Find and copy lines holding "index".

### Data block ###

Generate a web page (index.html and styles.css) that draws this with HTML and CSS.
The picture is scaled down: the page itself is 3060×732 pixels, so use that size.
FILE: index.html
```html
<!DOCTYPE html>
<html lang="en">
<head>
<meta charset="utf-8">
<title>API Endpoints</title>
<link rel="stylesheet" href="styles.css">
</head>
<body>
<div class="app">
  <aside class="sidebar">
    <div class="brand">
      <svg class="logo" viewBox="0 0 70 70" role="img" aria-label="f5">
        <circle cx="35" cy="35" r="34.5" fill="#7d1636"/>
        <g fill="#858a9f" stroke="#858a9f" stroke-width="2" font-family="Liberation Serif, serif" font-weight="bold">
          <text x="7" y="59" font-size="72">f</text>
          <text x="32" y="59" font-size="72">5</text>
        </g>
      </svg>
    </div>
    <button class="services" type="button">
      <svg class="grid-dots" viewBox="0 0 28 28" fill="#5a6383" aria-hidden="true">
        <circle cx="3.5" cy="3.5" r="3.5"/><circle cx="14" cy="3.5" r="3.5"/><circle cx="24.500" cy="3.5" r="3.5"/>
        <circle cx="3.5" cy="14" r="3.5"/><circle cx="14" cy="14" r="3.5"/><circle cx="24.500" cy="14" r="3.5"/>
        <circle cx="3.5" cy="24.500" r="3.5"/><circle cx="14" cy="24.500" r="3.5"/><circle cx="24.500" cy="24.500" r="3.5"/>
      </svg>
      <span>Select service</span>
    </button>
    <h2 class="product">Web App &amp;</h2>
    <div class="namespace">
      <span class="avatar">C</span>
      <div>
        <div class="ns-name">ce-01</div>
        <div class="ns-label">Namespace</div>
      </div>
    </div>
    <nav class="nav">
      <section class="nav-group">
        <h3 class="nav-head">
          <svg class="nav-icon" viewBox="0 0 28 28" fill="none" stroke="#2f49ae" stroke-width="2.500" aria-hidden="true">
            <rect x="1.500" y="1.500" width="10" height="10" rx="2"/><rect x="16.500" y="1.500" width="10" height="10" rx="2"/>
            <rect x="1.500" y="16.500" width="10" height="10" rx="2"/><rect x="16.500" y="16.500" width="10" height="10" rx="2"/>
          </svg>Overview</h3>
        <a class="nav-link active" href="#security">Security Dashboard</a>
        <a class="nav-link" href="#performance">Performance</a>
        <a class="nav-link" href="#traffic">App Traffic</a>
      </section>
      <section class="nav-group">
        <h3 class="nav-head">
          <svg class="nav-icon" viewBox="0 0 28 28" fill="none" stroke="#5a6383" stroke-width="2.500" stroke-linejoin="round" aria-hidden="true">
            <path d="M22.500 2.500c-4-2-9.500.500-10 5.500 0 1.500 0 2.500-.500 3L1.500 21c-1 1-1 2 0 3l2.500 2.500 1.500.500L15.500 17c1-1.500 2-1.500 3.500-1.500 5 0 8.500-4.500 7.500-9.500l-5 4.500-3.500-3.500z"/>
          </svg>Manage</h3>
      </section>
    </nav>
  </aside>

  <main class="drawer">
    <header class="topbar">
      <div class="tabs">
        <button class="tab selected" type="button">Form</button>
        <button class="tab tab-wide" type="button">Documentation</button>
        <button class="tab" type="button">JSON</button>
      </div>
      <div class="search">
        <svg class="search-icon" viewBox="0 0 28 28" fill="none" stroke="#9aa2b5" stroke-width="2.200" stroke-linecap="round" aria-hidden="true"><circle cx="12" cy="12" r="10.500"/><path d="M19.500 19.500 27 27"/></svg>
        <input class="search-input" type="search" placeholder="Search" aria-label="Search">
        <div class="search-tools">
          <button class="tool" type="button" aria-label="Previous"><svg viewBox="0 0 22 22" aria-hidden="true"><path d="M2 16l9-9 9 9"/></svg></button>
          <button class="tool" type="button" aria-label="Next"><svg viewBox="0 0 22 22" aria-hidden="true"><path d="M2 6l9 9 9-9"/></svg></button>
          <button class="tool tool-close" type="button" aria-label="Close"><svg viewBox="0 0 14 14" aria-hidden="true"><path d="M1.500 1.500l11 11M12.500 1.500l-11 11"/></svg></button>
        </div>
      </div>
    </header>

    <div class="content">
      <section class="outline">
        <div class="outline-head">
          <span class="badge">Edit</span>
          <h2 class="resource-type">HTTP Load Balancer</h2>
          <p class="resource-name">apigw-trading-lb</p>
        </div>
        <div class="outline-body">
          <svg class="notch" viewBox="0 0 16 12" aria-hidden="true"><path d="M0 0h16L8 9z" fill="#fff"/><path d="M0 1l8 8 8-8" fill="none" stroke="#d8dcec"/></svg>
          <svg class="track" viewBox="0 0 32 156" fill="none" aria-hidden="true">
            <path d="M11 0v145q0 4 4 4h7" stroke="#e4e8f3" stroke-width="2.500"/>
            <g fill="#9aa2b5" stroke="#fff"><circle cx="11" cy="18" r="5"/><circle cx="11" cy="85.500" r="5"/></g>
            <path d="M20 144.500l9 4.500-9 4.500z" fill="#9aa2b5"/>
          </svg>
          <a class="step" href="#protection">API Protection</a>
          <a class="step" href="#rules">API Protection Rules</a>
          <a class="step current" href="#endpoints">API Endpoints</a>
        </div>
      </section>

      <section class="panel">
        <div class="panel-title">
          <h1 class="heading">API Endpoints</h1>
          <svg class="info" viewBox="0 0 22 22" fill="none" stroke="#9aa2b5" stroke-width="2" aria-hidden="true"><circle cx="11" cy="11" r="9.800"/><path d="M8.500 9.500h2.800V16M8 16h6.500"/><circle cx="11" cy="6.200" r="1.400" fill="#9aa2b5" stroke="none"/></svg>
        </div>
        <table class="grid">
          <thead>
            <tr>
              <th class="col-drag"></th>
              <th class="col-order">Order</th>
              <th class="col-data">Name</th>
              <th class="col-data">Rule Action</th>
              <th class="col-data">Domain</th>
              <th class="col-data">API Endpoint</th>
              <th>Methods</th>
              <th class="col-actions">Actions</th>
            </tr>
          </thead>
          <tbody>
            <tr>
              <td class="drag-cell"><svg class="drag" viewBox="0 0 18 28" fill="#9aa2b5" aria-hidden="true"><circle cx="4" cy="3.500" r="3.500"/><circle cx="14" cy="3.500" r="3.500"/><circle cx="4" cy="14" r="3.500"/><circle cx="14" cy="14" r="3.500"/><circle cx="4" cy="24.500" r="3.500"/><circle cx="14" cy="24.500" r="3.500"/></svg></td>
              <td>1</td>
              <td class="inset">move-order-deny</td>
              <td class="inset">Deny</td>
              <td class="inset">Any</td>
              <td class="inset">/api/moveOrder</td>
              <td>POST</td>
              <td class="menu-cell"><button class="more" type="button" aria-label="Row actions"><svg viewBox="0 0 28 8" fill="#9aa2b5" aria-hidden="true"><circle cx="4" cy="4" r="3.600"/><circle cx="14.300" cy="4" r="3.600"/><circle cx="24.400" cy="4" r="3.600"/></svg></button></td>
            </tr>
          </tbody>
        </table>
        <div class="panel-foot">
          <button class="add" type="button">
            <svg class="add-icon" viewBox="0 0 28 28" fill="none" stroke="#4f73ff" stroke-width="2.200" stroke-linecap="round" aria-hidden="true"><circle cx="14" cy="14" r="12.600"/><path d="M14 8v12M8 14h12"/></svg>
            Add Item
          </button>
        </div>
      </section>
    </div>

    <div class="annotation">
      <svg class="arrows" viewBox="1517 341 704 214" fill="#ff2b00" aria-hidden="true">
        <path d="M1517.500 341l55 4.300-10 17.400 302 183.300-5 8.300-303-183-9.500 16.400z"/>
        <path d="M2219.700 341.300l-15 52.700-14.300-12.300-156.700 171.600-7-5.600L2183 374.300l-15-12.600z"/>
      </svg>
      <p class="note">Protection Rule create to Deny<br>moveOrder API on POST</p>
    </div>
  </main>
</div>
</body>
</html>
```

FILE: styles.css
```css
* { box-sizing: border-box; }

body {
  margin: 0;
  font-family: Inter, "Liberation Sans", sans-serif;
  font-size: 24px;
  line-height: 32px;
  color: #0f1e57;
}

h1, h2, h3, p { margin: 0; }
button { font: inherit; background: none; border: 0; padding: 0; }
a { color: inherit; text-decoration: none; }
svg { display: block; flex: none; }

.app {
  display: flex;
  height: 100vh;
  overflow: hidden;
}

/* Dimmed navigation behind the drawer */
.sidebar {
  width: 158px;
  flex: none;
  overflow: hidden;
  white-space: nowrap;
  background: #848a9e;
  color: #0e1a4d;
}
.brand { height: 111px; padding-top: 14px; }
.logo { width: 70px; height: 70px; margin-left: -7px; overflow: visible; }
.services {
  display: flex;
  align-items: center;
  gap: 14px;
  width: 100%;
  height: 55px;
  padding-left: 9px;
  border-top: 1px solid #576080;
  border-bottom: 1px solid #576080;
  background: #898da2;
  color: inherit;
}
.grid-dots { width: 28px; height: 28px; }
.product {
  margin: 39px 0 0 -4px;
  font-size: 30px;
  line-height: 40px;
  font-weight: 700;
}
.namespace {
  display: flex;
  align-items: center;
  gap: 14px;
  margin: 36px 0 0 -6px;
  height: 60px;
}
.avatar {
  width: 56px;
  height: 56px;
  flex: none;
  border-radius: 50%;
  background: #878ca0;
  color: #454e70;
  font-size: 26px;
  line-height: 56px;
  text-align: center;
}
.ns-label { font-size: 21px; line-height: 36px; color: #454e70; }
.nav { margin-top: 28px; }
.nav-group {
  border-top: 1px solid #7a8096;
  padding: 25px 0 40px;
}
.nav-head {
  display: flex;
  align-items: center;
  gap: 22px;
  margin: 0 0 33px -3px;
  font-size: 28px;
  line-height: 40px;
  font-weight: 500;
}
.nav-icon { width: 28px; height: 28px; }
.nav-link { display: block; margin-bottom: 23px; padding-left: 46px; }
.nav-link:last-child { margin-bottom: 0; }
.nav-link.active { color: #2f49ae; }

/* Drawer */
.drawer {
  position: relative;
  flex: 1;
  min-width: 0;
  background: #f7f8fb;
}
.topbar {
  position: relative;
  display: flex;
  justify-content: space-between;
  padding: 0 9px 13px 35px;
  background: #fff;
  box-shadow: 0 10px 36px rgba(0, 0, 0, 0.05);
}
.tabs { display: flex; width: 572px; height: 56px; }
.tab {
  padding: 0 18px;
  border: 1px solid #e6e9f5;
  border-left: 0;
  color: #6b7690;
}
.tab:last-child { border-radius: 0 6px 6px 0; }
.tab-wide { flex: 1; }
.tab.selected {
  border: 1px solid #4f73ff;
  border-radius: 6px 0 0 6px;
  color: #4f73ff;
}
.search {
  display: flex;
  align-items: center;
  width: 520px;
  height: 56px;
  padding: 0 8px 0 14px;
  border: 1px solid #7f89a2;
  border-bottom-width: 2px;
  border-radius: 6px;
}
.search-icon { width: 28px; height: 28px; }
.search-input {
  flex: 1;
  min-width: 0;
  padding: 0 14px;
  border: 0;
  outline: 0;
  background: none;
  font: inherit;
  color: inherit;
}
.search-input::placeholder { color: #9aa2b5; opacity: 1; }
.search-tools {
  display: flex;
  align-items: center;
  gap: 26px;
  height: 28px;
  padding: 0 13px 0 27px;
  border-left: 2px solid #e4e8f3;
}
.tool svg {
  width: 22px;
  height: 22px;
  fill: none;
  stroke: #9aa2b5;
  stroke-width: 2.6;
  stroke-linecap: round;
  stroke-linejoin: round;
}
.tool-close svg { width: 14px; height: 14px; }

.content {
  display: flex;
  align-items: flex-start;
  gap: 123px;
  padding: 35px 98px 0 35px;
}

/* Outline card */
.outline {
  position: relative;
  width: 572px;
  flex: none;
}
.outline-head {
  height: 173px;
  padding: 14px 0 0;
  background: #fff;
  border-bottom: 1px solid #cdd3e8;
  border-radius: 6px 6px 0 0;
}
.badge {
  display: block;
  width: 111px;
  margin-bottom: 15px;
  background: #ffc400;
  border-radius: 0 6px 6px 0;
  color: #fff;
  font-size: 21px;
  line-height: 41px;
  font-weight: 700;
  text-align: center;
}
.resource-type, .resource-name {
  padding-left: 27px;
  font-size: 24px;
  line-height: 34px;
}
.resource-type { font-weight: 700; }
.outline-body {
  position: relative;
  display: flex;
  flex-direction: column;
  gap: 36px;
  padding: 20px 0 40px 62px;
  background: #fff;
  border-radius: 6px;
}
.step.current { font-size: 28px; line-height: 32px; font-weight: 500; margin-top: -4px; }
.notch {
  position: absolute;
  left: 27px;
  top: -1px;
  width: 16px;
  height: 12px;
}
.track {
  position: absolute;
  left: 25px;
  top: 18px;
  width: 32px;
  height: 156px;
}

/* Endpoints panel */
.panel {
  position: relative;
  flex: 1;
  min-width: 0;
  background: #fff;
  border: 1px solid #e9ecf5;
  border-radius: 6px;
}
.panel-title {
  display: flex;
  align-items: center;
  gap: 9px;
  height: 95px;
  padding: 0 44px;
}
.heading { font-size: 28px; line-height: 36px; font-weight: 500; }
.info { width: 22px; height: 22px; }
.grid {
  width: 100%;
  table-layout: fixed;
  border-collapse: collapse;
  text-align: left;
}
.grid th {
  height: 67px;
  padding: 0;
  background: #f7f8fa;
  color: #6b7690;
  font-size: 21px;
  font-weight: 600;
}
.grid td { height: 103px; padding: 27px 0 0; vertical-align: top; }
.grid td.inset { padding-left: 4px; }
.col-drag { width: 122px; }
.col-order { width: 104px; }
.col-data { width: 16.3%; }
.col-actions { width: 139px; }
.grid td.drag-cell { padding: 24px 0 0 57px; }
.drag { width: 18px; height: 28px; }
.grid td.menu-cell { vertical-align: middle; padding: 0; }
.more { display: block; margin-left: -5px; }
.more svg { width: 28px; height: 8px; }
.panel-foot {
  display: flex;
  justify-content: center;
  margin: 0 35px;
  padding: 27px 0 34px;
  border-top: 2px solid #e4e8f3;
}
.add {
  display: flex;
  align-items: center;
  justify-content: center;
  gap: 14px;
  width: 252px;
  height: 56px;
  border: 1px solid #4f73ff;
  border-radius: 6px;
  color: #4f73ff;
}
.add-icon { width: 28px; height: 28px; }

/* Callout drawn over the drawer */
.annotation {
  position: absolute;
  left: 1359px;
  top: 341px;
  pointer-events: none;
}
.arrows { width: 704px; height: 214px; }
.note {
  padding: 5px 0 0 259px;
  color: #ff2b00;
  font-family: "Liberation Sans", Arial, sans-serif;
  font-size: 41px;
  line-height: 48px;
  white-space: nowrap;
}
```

###

**Reply to the task**
Generate a web page (index.html and styles.css) that draws this with HTML and CSS.
FILE: index.html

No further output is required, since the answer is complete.